Al momento è il mio amico Gaetano che scrive per me, apprezzo molto il suo modo di lavorare e penso che soprattutto in “Zebra Polare” abbia dato il meglio di sé con testi che spero possiate ascoltare al più presto.
Sono sicura di poter apprendere molto da lui, mi sarà sicuramente di enorme aiuto in questo percorso!
Sono affascinata anche dall’idea di imparare a suonare uno strumento. Mi piacerebbe quindi diventare una cantautrice. Il resto è qualcosa che vivrò e scoprirò giorno per giorno!»
Che cosa proprio non deve mancare al soundcheck prima di un concerto? Hai riti scaramantici?
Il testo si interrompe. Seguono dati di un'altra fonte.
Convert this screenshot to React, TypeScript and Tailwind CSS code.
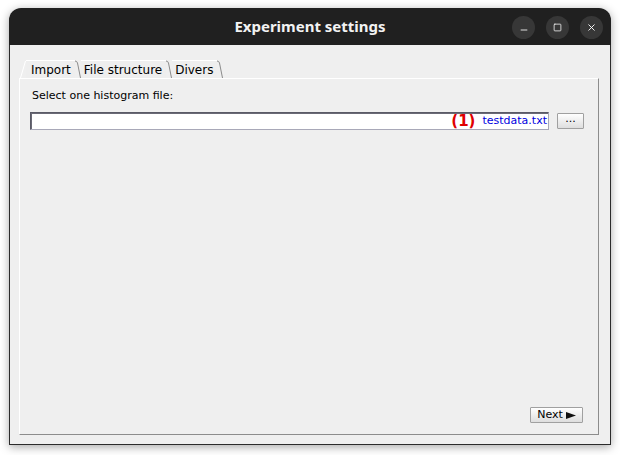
import { Minus, Square, X } from "lucide-react";

const swing = { fontFamily: '"DejaVu Sans", "Liberation Sans", sans-serif' };

function Tab({ label, first }: { label: string; first?: boolean }) {
  return (
    <div className="relative flex h-[18px] items-end">
      {first && (
        <svg width="6" height="18" className="block">
          <path d="M0.5 18 L5.5 1" stroke="#ffffff" strokeWidth="1" fill="none" />
        </svg>
      )}
      <div
        className={`h-[18px] border-t border-white bg-[#eeeeee] pt-[1px] text-[12px] leading-[16px] text-black ${first ? "pl-[5px]" : "pl-[3px]"} pr-[4px]`}
      >
        {label}
      </div>
      <svg width="6" height="18" className="block">
        <path d="M0 1 Q2 1 2.5 3 L5.5 18" stroke="#8a8a8a" strokeWidth="1" fill="none" />
      </svg>
    </div>
  );
}

export default function App() {
  return (
    <div className="h-[455px] w-[620px] bg-white pl-[9px] pt-[8px]" style={swing}>
      <div className="flex h-[437px] w-[602px] flex-col overflow-hidden rounded-t-[12px] shadow-[0_2px_10px_rgba(0,0,0,0.35)]">
        {/* Title bar */}
        <div className="grid h-[37px] shrink-0 grid-cols-[1fr_auto_1fr] items-center bg-[#202020]">
          <div />
          <div
            className="text-[15px] font-bold text-[#f2f2f2]"
            style={{ fontFamily: '"Noto Sans", "DejaVu Sans", sans-serif' }}
          >
            Experiment settings
          </div>
          <div className="flex items-center justify-end gap-[11px] pr-[8px] pt-[1px]">
            <div className="flex h-[23px] w-[23px] items-center justify-center rounded-full bg-[#373737]">
              <Minus size={10} strokeWidth={2} className="mt-[5px] text-white" />
            </div>
            <div className="flex h-[23px] w-[23px] items-center justify-center rounded-full bg-[#373737]">
              <Square size={9} strokeWidth={2} className="text-white" />
            </div>
            <div className="flex h-[23px] w-[23px] items-center justify-center rounded-full bg-[#373737]">
              <X size={11} strokeWidth={2} className="text-white" />
            </div>
          </div>
        </div>

        {/* Window body */}
        <div className="flex flex-1 flex-col border-x border-b border-[#2b2b2b] bg-[#efefef] pb-[9px] pl-[9px] pr-[11px] pt-[15px]">
          {/* Tabs */}
          <div className="flex h-[18px] pl-[1px]">
            <Tab label="Import" first />
            <Tab label="File structure" />
            <Tab label="Divers" />
          </div>

          {/* Panel */}
          <div className="flex flex-1 flex-col border border-b-[#8c8c8c] border-l-white border-r-[#8c8c8c] border-t-white bg-[#efefef] px-[10px] pb-[11px] pt-[10px]">
            <div className="pl-[2px] text-[11px] leading-[14px] text-black">Select one histogram file:</div>

            <div className="mt-[9px] flex items-center gap-[8px]">
              <div className="flex h-[18px] w-[519px] items-center justify-end border border-[#a8a8b8] border-l-[#5a5a66] border-t-[#5a5a66] bg-white pr-[1px] shadow-[inset_1px_1px_0_#6a6a76]">
                <span className="mr-[7px] text-[15px] font-bold leading-[16px] text-[#e00000]">(1)</span>
                <span className="text-[11px] leading-[14px] text-[#0000e0]">testdata.txt</span>
              </div>
              <button className="flex h-[16px] w-[27px] items-center justify-center rounded-[1px] border border-[#a0a0a0] bg-gradient-to-b from-white to-[#dedede] pb-[4px] text-[11px] leading-[10px] text-black">
                ...
              </button>
            </div>

            <div className="flex-1" />

            <div className="flex justify-end pr-[5px]">
              <button className="flex h-[16px] w-[53px] items-center justify-center gap-[3px] rounded-[1px] border border-[#a0a0a0] bg-gradient-to-b from-white to-[#dedede] text-[11px] leading-[14px] text-black">
                Next
                <svg width="10" height="7" viewBox="0 0 10 7">
                  <path d="M0 0 L10 3.5 L0 7 Z" fill="#111" />
                </svg>
              </button>
            </div>
          </div>
        </div>
      </div>
    </div>
  );
}
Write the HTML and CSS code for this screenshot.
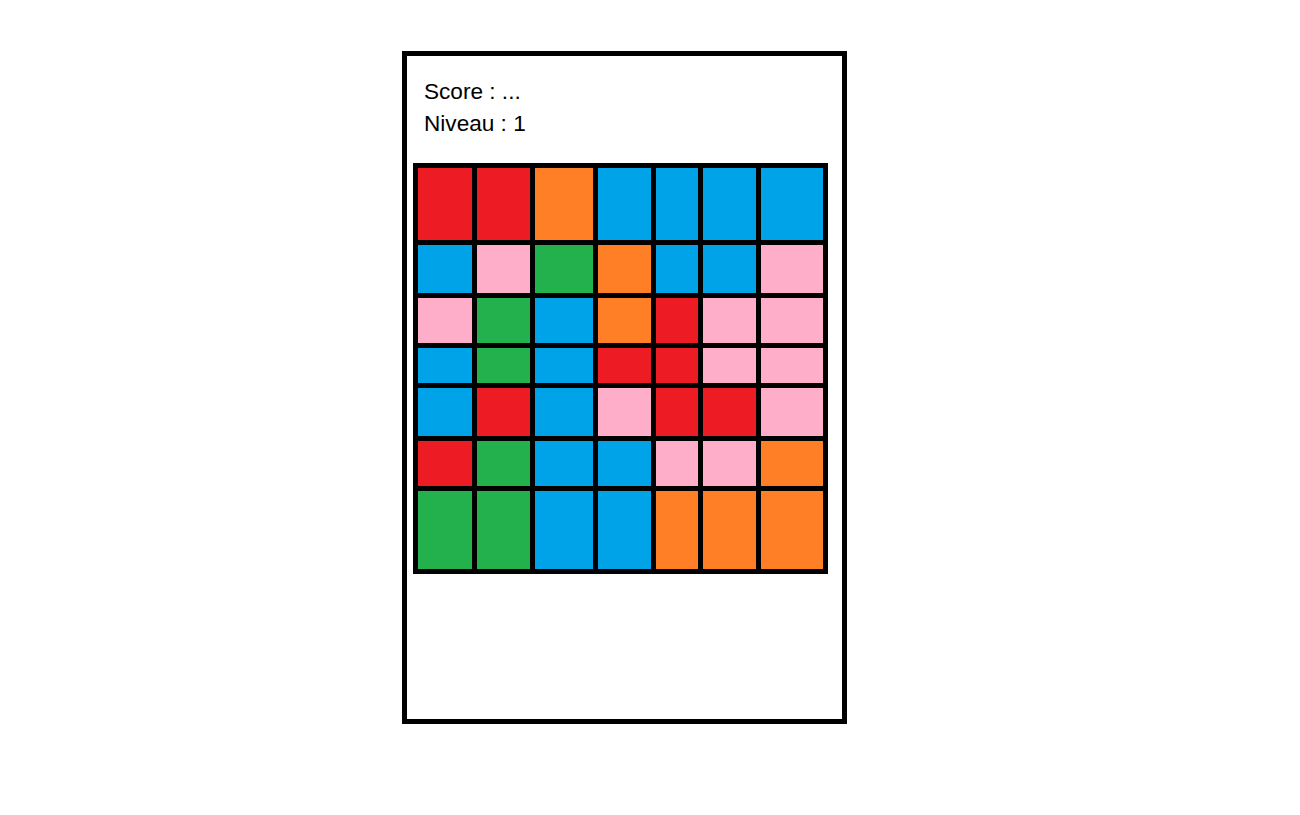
FILE: index.html
```html
<!DOCTYPE html>
<html lang="fr">
<head>
    <meta charset="UTF-8">
    <meta name="viewport" content="width=device-width, initial-scale=1.0">
    <title>Jeu</title>
    <link rel="stylesheet" href="styles.css">
</head>
<body>

    <div class="page">
        <div class="game">
            <div class="infos">
                <div>Score : ...</div>
                <div>Niveau : 1</div>
            </div>
            <div class="board">
                <div class="red"></div><div class="red"></div><div class="orange"></div><div class="blue"></div><div class="blue"></div><div class="blue"></div><div class="blue"></div>
                <div class="blue"></div><div class="pink"></div><div class="green"></div><div class="orange"></div><div class="blue"></div><div class="blue"></div><div class="pink"></div>
                <div class="pink"></div><div class="green"></div><div class="blue"></div><div class="orange"></div><div class="red"></div><div class="pink"></div><div class="pink"></div>
                <div class="blue"></div><div class="green"></div><div class="blue"></div><div class="red"></div><div class="red"></div><div class="pink"></div><div class="pink"></div>
                <div class="blue"></div><div class="red"></div><div class="blue"></div><div class="pink"></div><div class="red"></div><div class="red"></div><div class="pink"></div>
                <div class="red"></div><div class="green"></div><div class="blue"></div><div class="blue"></div><div class="pink"></div><div class="pink"></div><div class="orange"></div>
                <div class="green"></div><div class="green"></div><div class="blue"></div><div class="blue"></div><div class="orange"></div><div class="orange"></div><div class="orange"></div>
            </div>
        </div>
    </div>

</body>
</html>
```

FILE: styles.css
```css
body { margin: 0; background: white; font-family: "Liberation Sans", Arial, sans-serif; }
.page { padding: 51px 0 0 402px; }
.game { width: 435px; height: 663px; border: 5px solid black; box-sizing: content-box; }
.infos { height: 64px; padding: 20px 0 0 17px; font-size: 22.6px; line-height: 32px; color: black; }
.board { display: grid; grid-template-columns: 54px 53px 58px 53px 42px 53px 62px; grid-template-rows: 72px 48px 45px 35px 48px 45px 78px; gap: 5px; padding: 5px; background: black; width: max-content; margin: 23px 0 0 6px; }
.red { background: #ed1c24; }
.orange { background: #ff7f27; }
.blue { background: #00a2e8; }
.pink { background: #ffaec9; }
.green { background: #22b14c; }
```
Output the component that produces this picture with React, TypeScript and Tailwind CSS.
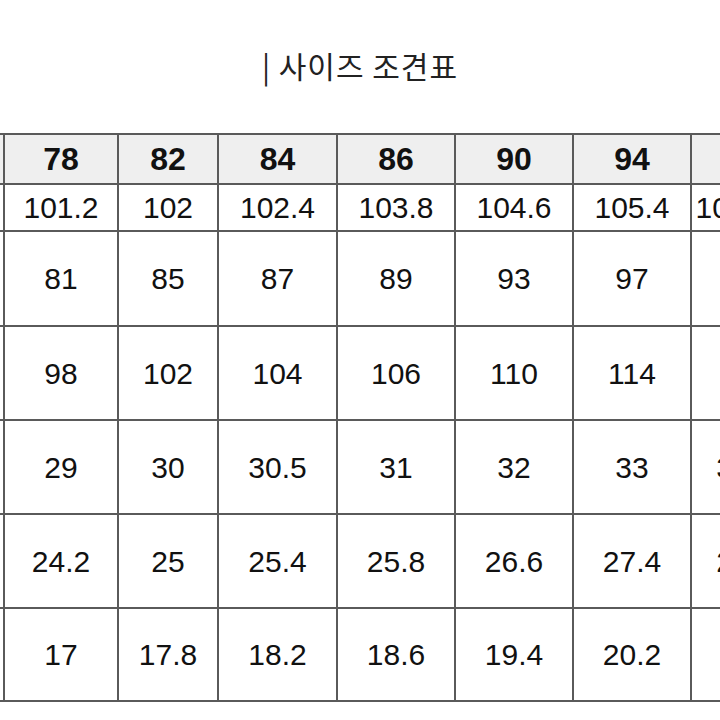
import React from 'react';

const sizes = ['74', '78', '82', '84', '86', '90', '94', ''];

const rows: { h: string; vals: string[] }[] = [
  { h: 'h-[47px]', vals: ['99.6', '101.2', '102', '102.4', '103.8', '104.6', '105.4', '106.2'] },
  { h: 'h-[95px]', vals: ['77', '81', '85', '87', '89', '93', '97', ''] },
  { h: 'h-[94px]', vals: ['94', '98', '102', '104', '106', '110', '114', ''] },
  { h: 'h-[94px]', vals: ['28', '29', '30', '30.5', '31', '32', '33', '34'] },
  { h: 'h-[94px]', vals: ['23.4', '24.2', '25', '25.4', '25.8', '26.6', '27.4', '28'] },
  { h: 'h-[93px]', vals: ['16.2', '17', '17.8', '18.2', '18.6', '19.4', '20.2', ''] },
];

const colWidths = ['w-[100px]', 'w-[114px]', 'w-[100px]', 'w-[119px]', 'w-[118px]', 'w-[118px]', 'w-[118px]', 'w-[84px]'];

export default function App() {
  return (
    <div className="w-[720px] h-[720px] bg-white overflow-hidden">
      {/* 제목 */}
      <div className="h-[130px] flex items-center justify-center">
        <h1 className="text-[30px] leading-none font-normal tracking-[1px] text-[#222] font-['Noto_Sans_CJK_KR','Noto_Sans',sans-serif]">
          | 사이즈 조견표
        </h1>
      </div>

      {/* 조견표 */}
      <div className="mt-[3px] overflow-hidden">
        <table className="table-fixed border-collapse w-[871px] min-w-[871px] ml-[-97px] font-['Liberation_Sans',Arial,sans-serif] text-[#111]">
          <colgroup>
            {colWidths.map((w, i) => (
              <col key={i} className={w} />
            ))}
          </colgroup>
          <thead>
            <tr className="h-[48px] bg-[#efefef]">
              {sizes.map((s, i) => (
                <th key={i} className="border-2 border-[#5a5a5a] text-[32px] font-bold text-center align-middle p-0">
                  {s}
                </th>
              ))}
            </tr>
          </thead>
          <tbody>
            {rows.map((r, ri) => (
              <tr key={ri} className={r.h}>
                {r.vals.map((v, vi) => (
                  <td key={vi} className="border-2 border-[#5a5a5a] text-[30px] text-center align-middle p-0 whitespace-nowrap">
                    {v}
                  </td>
                ))}
              </tr>
            ))}
          </tbody>
        </table>
      </div>
    </div>
  );
}
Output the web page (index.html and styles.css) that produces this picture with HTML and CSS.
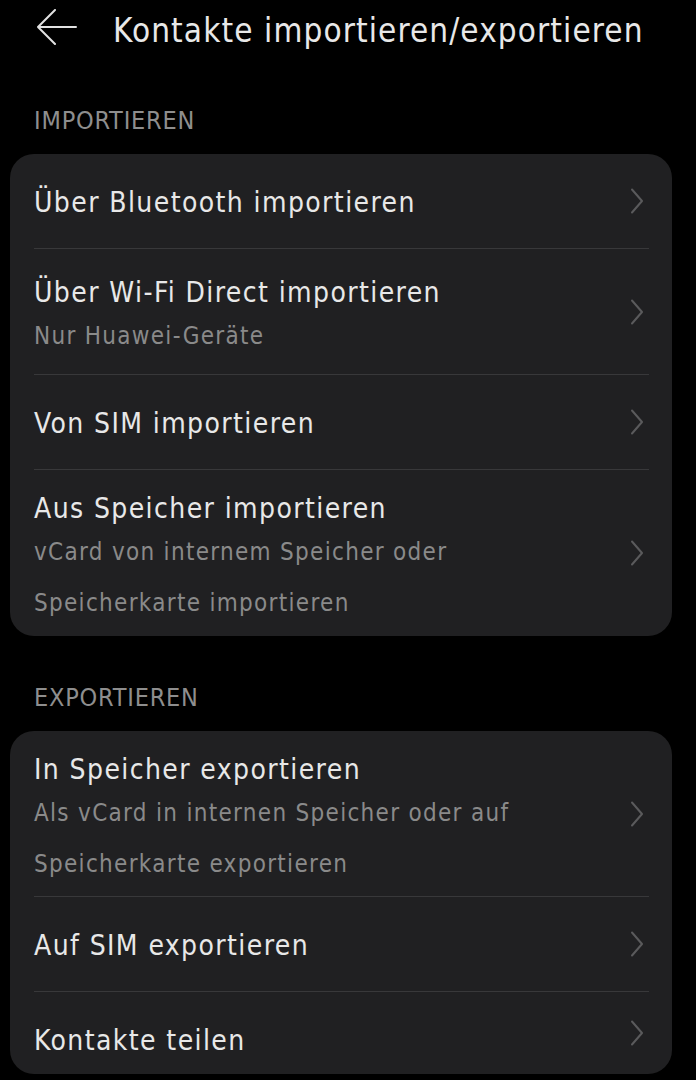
FILE: index.html
```html
<!DOCTYPE html>
<html lang="de">
<head>
<meta charset="utf-8">
<title>Kontakte importieren/exportieren</title>
<link rel="stylesheet" href="styles.css">
</head>
<body>
<div class="screen">
  <header class="header">
    <svg class="back" width="40" height="36" viewBox="0 0 40 36" aria-hidden="true">
      <path d="M18 1 L1 18 L18 35 M1 18 H39" fill="none" stroke="#e2e2e2" stroke-width="2" stroke-linecap="round" stroke-linejoin="round"/>
    </svg>
    <h1 class="title">Kontakte importieren/exportieren</h1>
  </header>

  <section class="section">
    <div class="label">IMPORTIEREN</div>
    <div class="card">
      <div class="row">
        <div class="row-text single"><div class="row-title">Über Bluetooth importieren</div></div>
        <svg class="chev" width="14" height="26" viewBox="0 0 14 26"><path d="M2 1.5 L12 13 L2 24.5" fill="none" stroke="#5a5a5c" stroke-width="2" stroke-linecap="round" stroke-linejoin="round"/></svg>
      </div>
      <div class="row">
        <div class="row-text sub1">
          <div class="row-title">Über Wi-Fi Direct importieren</div>
          <div class="row-sub">Nur Huawei-Geräte</div>
        </div>
        <svg class="chev" width="14" height="26" viewBox="0 0 14 26"><path d="M2 1.5 L12 13 L2 24.5" fill="none" stroke="#5a5a5c" stroke-width="2" stroke-linecap="round" stroke-linejoin="round"/></svg>
      </div>
      <div class="row">
        <div class="row-text single"><div class="row-title">Von SIM importieren</div></div>
        <svg class="chev" width="14" height="26" viewBox="0 0 14 26"><path d="M2 1.5 L12 13 L2 24.5" fill="none" stroke="#5a5a5c" stroke-width="2" stroke-linecap="round" stroke-linejoin="round"/></svg>
      </div>
      <div class="row">
        <div class="row-text sub2">
          <div class="row-title">Aus Speicher importieren</div>
          <div class="row-sub">vCard von internem Speicher oder<br>Speicherkarte importieren</div>
        </div>
        <svg class="chev" width="14" height="26" viewBox="0 0 14 26"><path d="M2 1.5 L12 13 L2 24.5" fill="none" stroke="#5a5a5c" stroke-width="2" stroke-linecap="round" stroke-linejoin="round"/></svg>
      </div>
    </div>
  </section>

  <section class="section">
    <div class="label">EXPORTIEREN</div>
    <div class="card">
      <div class="row">
        <div class="row-text sub2">
          <div class="row-title">In Speicher exportieren</div>
          <div class="row-sub">Als vCard in internen Speicher oder auf<br>Speicherkarte exportieren</div>
        </div>
        <svg class="chev" width="14" height="26" viewBox="0 0 14 26"><path d="M2 1.5 L12 13 L2 24.5" fill="none" stroke="#5a5a5c" stroke-width="2" stroke-linecap="round" stroke-linejoin="round"/></svg>
      </div>
      <div class="row">
        <div class="row-text single"><div class="row-title">Auf SIM exportieren</div></div>
        <svg class="chev" width="14" height="26" viewBox="0 0 14 26"><path d="M2 1.5 L12 13 L2 24.5" fill="none" stroke="#5a5a5c" stroke-width="2" stroke-linecap="round" stroke-linejoin="round"/></svg>
      </div>
      <div class="row">
        <div class="row-text single end"><div class="row-title">Kontakte teilen</div></div>
        <svg class="chev" width="14" height="26" viewBox="0 0 14 26"><path d="M2 1.5 L12 13 L2 24.5" fill="none" stroke="#5a5a5c" stroke-width="2" stroke-linecap="round" stroke-linejoin="round"/></svg>
      </div>
    </div>
  </section>
</div>
</body>
</html>
```

FILE: styles.css
```css
html, body {
  margin: 0;
  padding: 0;
  background: #000;
}

body {
  font-family: "DejaVu Sans Condensed", "DejaVu Sans", sans-serif;
  color: #e6e6e6;
  width: 696px;
  height: 1080px;
  overflow: hidden;
}

.screen {
  display: flex;
  flex-direction: column;
}

.header {
  display: flex;
  align-items: center;
  height: 62px;
  padding-left: 37px;
}

.back {
  flex: none;
  align-self: flex-start;
  margin-top: 9px;
}

.title {
  margin: 0 0 0 36px;
  font-size: 33px;
  font-weight: normal;
  letter-spacing: 1.1px;
  line-height: 40px;
  color: #e8e8e8;
  white-space: nowrap;
}

.section + .section {
  margin-top: 3px;
}

.label {
  padding: 42px 0 16px 34px;
  font-size: 25px;
  letter-spacing: 0.8px;
  line-height: 34px;
  color: #8e8e8e;
}

.card {
  margin: 0 24px 0 10px;
  background: #202022;
  border-radius: 24px;
  display: flex;
  flex-direction: column;
}

.row {
  display: flex;
  align-items: center;
  margin: 0 23px 0 24px;
  border-bottom: 1px solid #38383a;
}

.row:last-child {
  border-bottom: none;
}

.row-text {
  flex: 1;
  min-width: 0;
}

.row-text.single {
  padding: 31px 0 27px;
}

.row-text.sub1 {
  padding: 26px 0 12px;
}

.row-text.sub2 {
  padding: 21px 0 6px;
}

.row:last-child .row-text.single {
  padding-bottom: 28px;
}

.row:last-child .row-text.sub2 {
  padding-bottom: 7px;
}

.row:last-child .row-text.single.end {
  padding-bottom: 15px;
}

.row-title {
  font-size: 28px;
  letter-spacing: 1.4px;
  line-height: 36px;
  color: #e8e8e8;
  white-space: nowrap;
}

.row-sub {
  font-size: 24px;
  letter-spacing: 1.3px;
  line-height: 51px;
  color: #8a8a8a;
  white-space: nowrap;
}

.chev {
  flex: none;
  margin-right: 5px;
}
```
«Nessun rito in particolare ma, per quanto mi riguarda, non può assolutamente mancare un pensiero positivo e il sostegno delle persone che amo, loro sono un po’ il mio portafortuna! Per me, dopo ogni live, è fondamentale tornare a casa e sapere di aver lasciato il segno e di aver emozionato chi mi ascolta, indipendentemente dal luogo e dalle circostanze.
Fortunatamente attorno ho persone che mi incoraggiano e credono molto in me. Sentire parole di incoraggiamento prima di un live mi dà quell’adrenalina che mi serve per sorprendere sempre di più e in positivo chi crede in me.»